Tuesday, April 24, 2007

What does God most want of us: our love or our compliance, our trust or our subservience? Jesus chose love as the answer he gave. Theoretically, evangelical Christians–“born-again” drives them–choose “trust.” The old hymn, “Trust and Obey” claims that “there is no other way.” Trust and obey, love and therefore comply, why ask that we choose between them? God wants it all: love, compliance, trust, subservience, obedience. These are not separable. Why then ask what God wants most?

I raise the question because, having been in church since before I was two-years-old, I’ve seen the unloving demand for compliance dominate the attitude of many churches.
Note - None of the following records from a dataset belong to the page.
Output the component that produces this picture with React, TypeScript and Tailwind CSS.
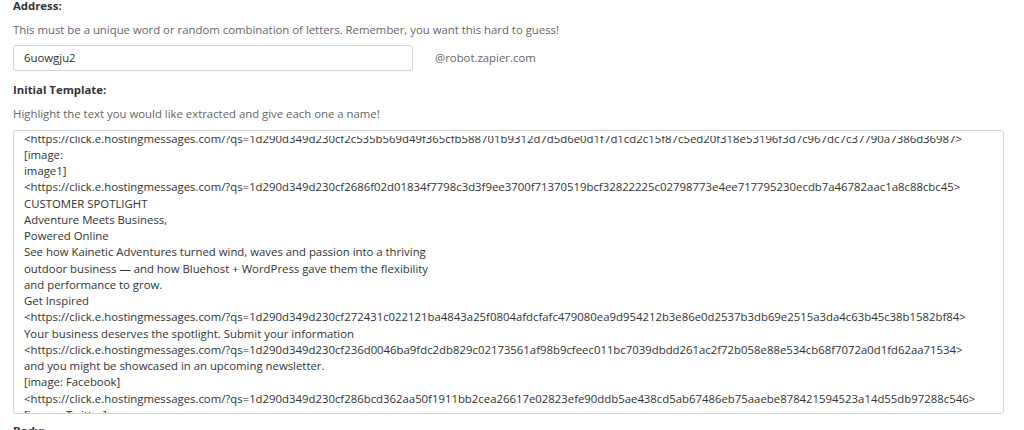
const lines = [
  '<https://click.e.hostingmessages.com/?qs=1d290d349d230cf2c535b569d49f365cfb588701b9312d7d5d6e0d1f7d1cd2c15f87c5ed20f318e53196f3d7c967dc7c37790a7386d36987>',
  '[image:',
  'image1]',
  '<https://click.e.hostingmessages.com/?qs=1d290d349d230cf2686f02d01834f7798c3d3f9ee3700f71370519bcf32822225c02798773e4ee717795230ecdb7a46782aac1a8c88cbc45>',
  'CUSTOMER SPOTLIGHT',
  'Adventure Meets Business,',
  'Powered Online',
  'See how Kainetic Adventures turned wind, waves and passion into a thriving',
  'outdoor business \u2014 and how Bluehost + WordPress gave them the flexibility',
  'and performance to grow.',
  'Get Inspired',
  '<https://click.e.hostingmessages.com/?qs=1d290d349d230cf272431c022121ba4843a25f0804afdcfafc479080ea9d954212b3e86e0d2537b3db69e2515a3da4c63b45c38b1582bf84>',
  'Your business deserves the spotlight. Submit your information',
  '<https://click.e.hostingmessages.com/?qs=1d290d349d230cf236d0046ba9fdc2db829c02173561af98b9cfeec011bc7039dbdd261ac2f72b058e88e534cb68f7072a0d1fd62aa71534>',
  'and you might be showcased in an upcoming newsletter.',
  '[image: Facebook]',
  '<https://click.e.hostingmessages.com/?qs=1d290d349d230cf286bcd362aa50f1911bb2cea26617e02823efe90ddb5ae438cd5ab67486eb75aaebe878421594523a14d55db97288c546>',
  '[image: Twitter]',
];

export default function App() {
  return (
    <div className="w-[1024px] h-[430px] overflow-hidden bg-white px-[13px] font-['Open_Sans',sans-serif] text-[11.375px] leading-[16.25px] text-[#333]">
      <div className="-mt-[2px] h-4 font-bold">Address:</div>
      <p className="mt-2 text-[#666]">
        This must be a unique word or random combination of letters. Remember, you want this hard to guess!
      </p>
      <div className="mt-[7px] flex items-center gap-[22px]">
        <div className="h-[26px] w-[400px] rounded-[3px] border border-[#d4d4d4] pl-[10px] leading-6">6uowgju2</div>
        <span className="text-[#666]">@robot.zapier.com</span>
      </div>
      <div className="mt-[11px] h-4 font-bold">Initial Template:</div>
      <p className="mt-2 text-[#666]">Highlight the text you would like extracted and give each one a name!</p>
      <div className="mt-[7px] h-[284px] w-[991px] rounded-[3px] border border-[#d4d4d4] px-[10px] pt-[5px]">
        <div className="h-full overflow-hidden">
          <div className="-mt-[5px] whitespace-pre">
            {lines.map((l, i) => (
              <div key={i}>{l}</div>
            ))}
          </div>
        </div>
      </div>
      <div className="mt-[9px] h-4 font-bold">Body:</div>
    </div>
  );
}
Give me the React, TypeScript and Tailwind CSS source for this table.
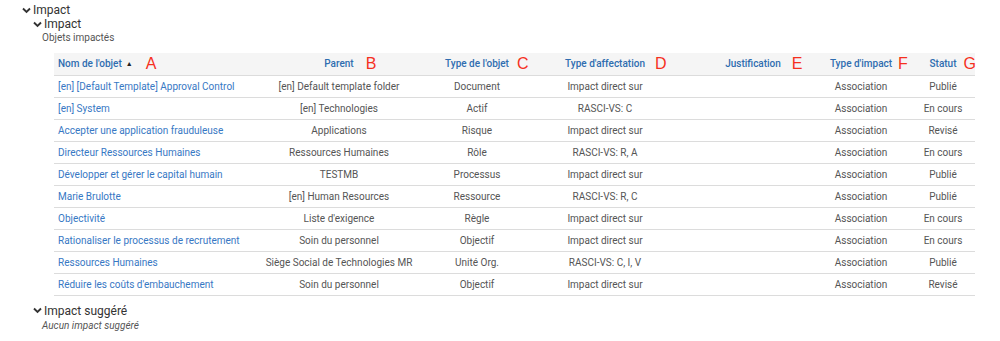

I’ve watched many leave, rejected by the church, because they would not comply with the church’s interpretation of God’s expectations. If anyone stepped out of the bounds–or refused to live inside the boundaries set by the church–they were easily dismissed. Hardhearted churches. Members becoming meaner year after year. That is what I have seen; that is why I renew the question of the “greatest commandment.”

I’ve listened, especially in recent years, to the supreme emphasis being given to God’s supremacy and thus, our compliance. The sovereignty of God rules. Again, I’ve witnessed the hardheartedness of these “sovereignty” people. That is why I ask which God “most” wants.
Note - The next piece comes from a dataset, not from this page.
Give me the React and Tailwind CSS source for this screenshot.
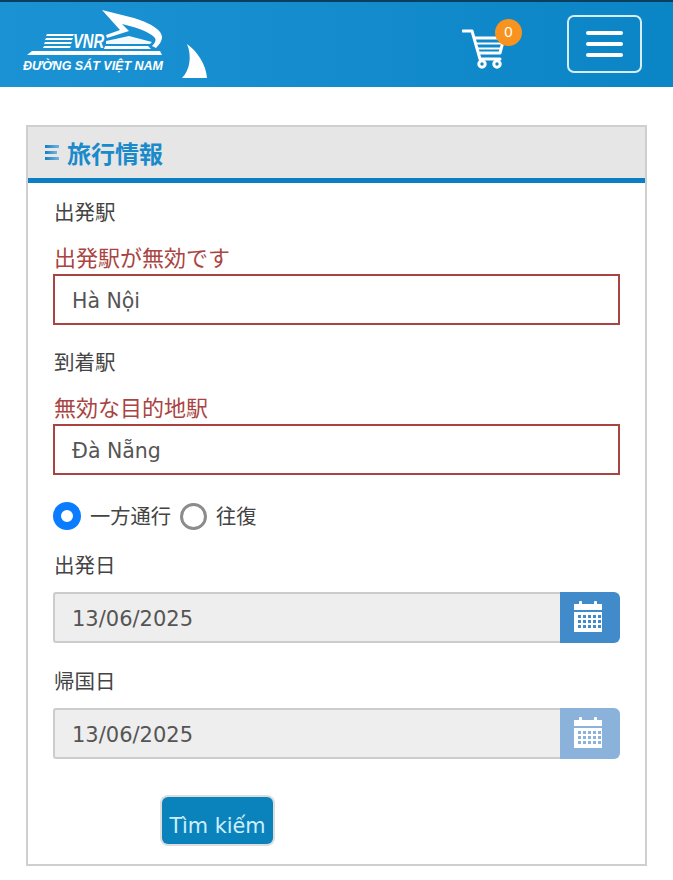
const CJK = "font-['Noto_Sans_CJK_JP','Noto_Sans',sans-serif]";

function Logo() {
  return (
    <div className="relative w-[210px] h-[87px]">
      <svg width="210" height="87" viewBox="0 0 210 87" className="absolute left-0 top-0">
        <g fill="#fff">
          <path d="M102 10 L134 18 C150 23 162 30 162 37 C162 41 159 45 156 48 L152 46 C156 42 157 39 153 36 C147 31 135 27 122 24 L129 31 L107 38 L106 35 L120 30 Z" />
          <path d="M106 41 L129 36 L152 42 L150 44 L106 44 Z" opacity="0.95" />
          <path d="M105 46 H148 L151 49 H104 Z" />
          <path d="M47 34 H74 L73 36 H46 Z M46 38 H73 L72 40 H45 Z M45 42 H72 L71 44 H44 Z M44 46 H71 L70 48 H43 Z" />
          <path d="M32 51 H160 L162 55 H27 Z" />
          <path d="M187 44 C197 51 206 64 207 78 H182 C190 70 192 56 187 44 Z" />
        </g>
      </svg>
      <span className="absolute left-[73px] top-[31px] origin-left scale-x-[0.74] font-['Liberation_Sans',sans-serif] text-[20px] leading-[20px] font-bold italic text-white">
        VNR
      </span>
      <span className="absolute left-[23px] top-[59px] font-['Liberation_Sans',sans-serif] text-[12.500px] leading-[14px] font-bold italic text-white whitespace-nowrap">
        ĐƯỜNG SÁT VIỆT NAM
      </span>
    </div>
  );
}

function Cart() {
  return (
    <svg width="46" height="40" viewBox="0 0 46 40" fill="none" stroke="#fff" strokeWidth="3">
      <path d="M1 2 H10 L18 30 H38" strokeLinecap="round" strokeLinejoin="round" />
      <path d="M12 9 H42 L38 24 H16" strokeLinejoin="round" />
      <path d="M14 14.5 H41 M15.500 19.500 H39.500" strokeWidth="2.200" />
      <circle cx="20" cy="35" r="3.200" />
      <circle cx="35" cy="35" r="3.200" />
    </svg>
  );
}

function Calendar() {
  return (
    <svg width="30" height="34" viewBox="0 0 30 34" fill="#fff">
      <rect x="6" y="0" width="3" height="6" rx="1" />
      <rect x="21" y="0" width="3" height="6" rx="1" />
      <rect x="1" y="3" width="28" height="6" />
      <path
        fillRule="evenodd"
        d="M1 11 H29 V31 H1 Z M5 14 v3 h3 v-3 Z M10 14 v3 h3 v-3 Z M15 14 v3 h3 v-3 Z M20 14 v3 h3 v-3 Z M25 14 v3 h3 v-3 Z M5 19 v3 h3 v-3 Z M10 19 v3 h3 v-3 Z M15 19 v3 h3 v-3 Z M20 19 v3 h3 v-3 Z M25 19 v3 h3 v-3 Z M5 24 v3 h3 v-3 Z M10 24 v3 h3 v-3 Z M15 24 v3 h3 v-3 Z M20 24 v3 h3 v-3 Z M25 24 v3 h3 v-3 Z"
      />
    </svg>
  );
}

function StationField({ label, error, value }) {
  return (
    <div>
      <p className="pl-px text-[20.500px] leading-[28px] text-[#444]">{label}</p>
      <p className="pl-px mt-[17px] text-[22px] leading-[28px] text-[#a94442]">{error}</p>
      <div className="mt-[4px] h-[51px] border-2 border-[#a94442] pl-[17px] pt-[4px] flex items-center font-['DejaVu_Sans',sans-serif] text-[20.500px] text-[#555]">
        {value}
      </div>
    </div>
  );
}

function DateField({ label, value, faded }) {
  return (
    <div>
      <p className="pl-px text-[20.500px] leading-[28px] text-[#444]">{label}</p>
      <div className="mt-[14px] flex h-[51px]">
        <div className="flex-1 bg-[#eeeeee] border-2 border-r-0 border-[#cccccc] rounded-l-[3px] pl-[17px] pt-[4px] flex items-center font-['DejaVu_Sans',sans-serif] text-[21px] text-[#555]">
          {value}
        </div>
        <div
          className={
            faded
              ? "w-[60px] pr-[4px] bg-[#8ab2da] rounded-r-[6px] flex items-center justify-center"
              : "w-[60px] pr-[4px] bg-[#428bca] rounded-r-[6px] flex items-center justify-center"
          }
        >
          <Calendar />
        </div>
      </div>
    </div>
  );
}

export default function App() {
  return (
    <div className={`${CJK} min-h-[880px] bg-white`}>
      <header className="h-[87px] border-t-2 border-[#0b3f5f] bg-gradient-to-r from-[#1b92d3] to-[#0a85c6] flex items-start">
        <div className="-mt-[2px]">
          <Logo />
        </div>
        <div className="relative ml-[252px] mt-[27px]">
          <Cart />
          <span className="absolute left-[33px] -top-[10px] w-[27px] h-[27px] rounded-full bg-[#f7931e] flex items-center justify-center font-['Liberation_Sans',sans-serif] text-[15px] text-white">
            0
          </span>
        </div>
        <button className="ml-[59px] mt-[13px] w-[75px] h-[58px] border-2 border-[#d7eefa] rounded-[7px] flex flex-col items-center justify-center gap-[7px]">
          <span className="block w-[37px] h-[4px] rounded-full bg-white" />
          <span className="block w-[37px] h-[4px] rounded-full bg-white" />
          <span className="block w-[37px] h-[4px] rounded-full bg-white" />
        </button>
      </header>

      <section className="mx-[26px] mt-[38px] h-[741px] border-2 border-[#cfcfcf]">
        <div className="h-[56px] bg-[#e6e6e6] border-b-[5px] border-[#0b7fc1] flex items-center pl-[17px] gap-[8px]">
          <div className="flex flex-col gap-[3px]">
            <span className="block w-[14px] h-[3px] bg-gradient-to-r from-[#0b7fc1] to-[#6db6e0]" />
            <span className="block w-[12px] h-[3px] bg-gradient-to-r from-[#0b7fc1] to-[#6db6e0]" />
            <span className="block w-[14px] h-[3px] bg-gradient-to-r from-[#0b7fc1] to-[#6db6e0]" />
          </div>
          <h2 className="text-[24px] font-bold text-[#1a8acb]">旅行情報</h2>
        </div>

        <div className="px-[25px] pt-[14px]">
          <StationField label="出発駅" error="出発駅が無効です" value="Hà Nội" />
          <div className="mt-[22px]">
            <StationField label="到着駅" error="無効な目的地駅" value="Đà Nẵng" />
          </div>

          <div className="mt-[27px] flex items-center h-[28px] text-[20.250px] text-[#444]">
            <span className="w-[28px] h-[28px] rounded-full border-[8px] border-[#0a7cff] bg-white" />
            <span className="ml-[9px]">一方通行</span>
            <span className="ml-[9px] w-[27px] h-[27px] rounded-full border-[3px] border-[#8c8c8c] bg-white" />
            <span className="ml-[9px]">往復</span>
          </div>

          <div className="mt-[20px]">
            <DateField label="出発日" value="13/06/2025" />
          </div>
          <div className="mt-[23px]">
            <DateField label="帰国日" value="13/06/2025" faded />
          </div>

          <button className="block ml-[109px] mt-[38px] w-[111px] h-[47px] pt-[10px] bg-[#0a83bd] rounded-[6px] ring-2 ring-[#dddddd] font-['DejaVu_Sans',sans-serif] text-[20.800px] leading-[28px] text-[#cdeefb]">
            Tìm kiếm
          </button>
        </div>
      </section>
    </div>
  );
}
God wants our love. That is, as Jesus clearly stated, what God wants. All else flows from the love of God. “We love because he first loved us.” All else is wrapped up in love. “If you love me, keep my commandments,” as the natural re-sponse to our love for him, the depth and breadth of that love will all love involves. “The fruit of the Spirit is love . . ..” Love leads the list of the fruits of the Spirit. The other fruits–joy, peace, patience, kindness, goodness, faithfulness, gentleness, and self-control–all grow out of the interactivity of God loving us, us loving of God. And neighbor. And enemy. When loving, we find we are filled with joy, know and produce peace. “Love is patient.” Kindness, goodness, faithfulness, gentleness, self-control–these all are components of love.

As Covey has so pointedly stated: "The main thing is to keep the main thing the main thing." Love is the main thing, a loving love, a divine kind of loving, a Jesus kind of loving.

If we love God, we will love each other, and compliance will follow. If we love God, we will, with no sense of pressure or threat, be subservient to his sovereignty.

God is sovereign, but his is the sovereignty of love, not of sheer power or coercive will. It is easy to be subservient to the sovereignty of love.

When out of love we serve the God of love and bow before him and ask, “Lord what would you have me do?” others will be attracted to the joy, peace, patience, kindness, goodness, faithfulness, gentleness, and self-control they see demonstrated. Unthreatened, uncoerced, they will want to know how and why we live like that. At that point they will be willing, they will be ready to hear the word of God.